Now even with Edgar Lawrence's insight into diversification stock market investments are risky because they are exposed to systemic risks. Perhaps the profits of American companies will collapse and never grow again. Perhaps American companies' reinvestments of retained earnings will be dissipated in prestige boondoggles due to failures of corporate control. Perhaps the American economy will enter a long-run decline and an American market position will be an eroding asset. Perhaps the earnings yield does vastly overstate likely long-run returns.
But if Megan McArdle believes that it does, isn't she under an obligation to her readers to offer an argument for why she believes that stock market returns in the future will grossly differ from earnings yields?
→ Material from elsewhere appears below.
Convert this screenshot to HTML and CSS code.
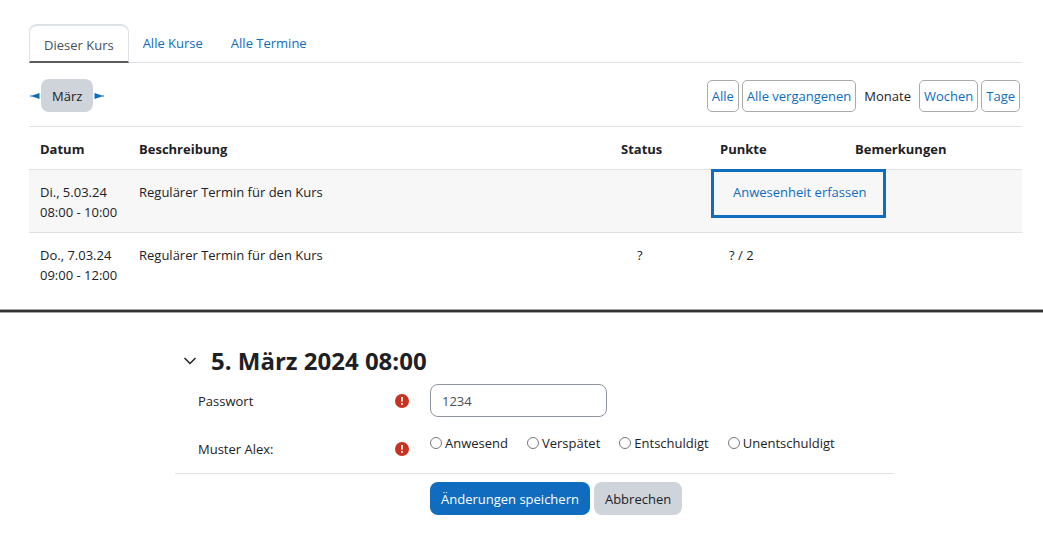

And isn't the Atlantic Monthly as an institution honor-bound to send the article back for another round of rewriting until such an argument is offered?
It is true that I do see much progress: electric toothbrushes, the internet, South Park, containerization, and the Green Revolution are all marvelous technological advances.
But I want my old Atlantic Monthly from the 1920s--the one that published Edgar Lawrence's "Common Stocks as Long-Term Investments"--back, not this new-fangled beast.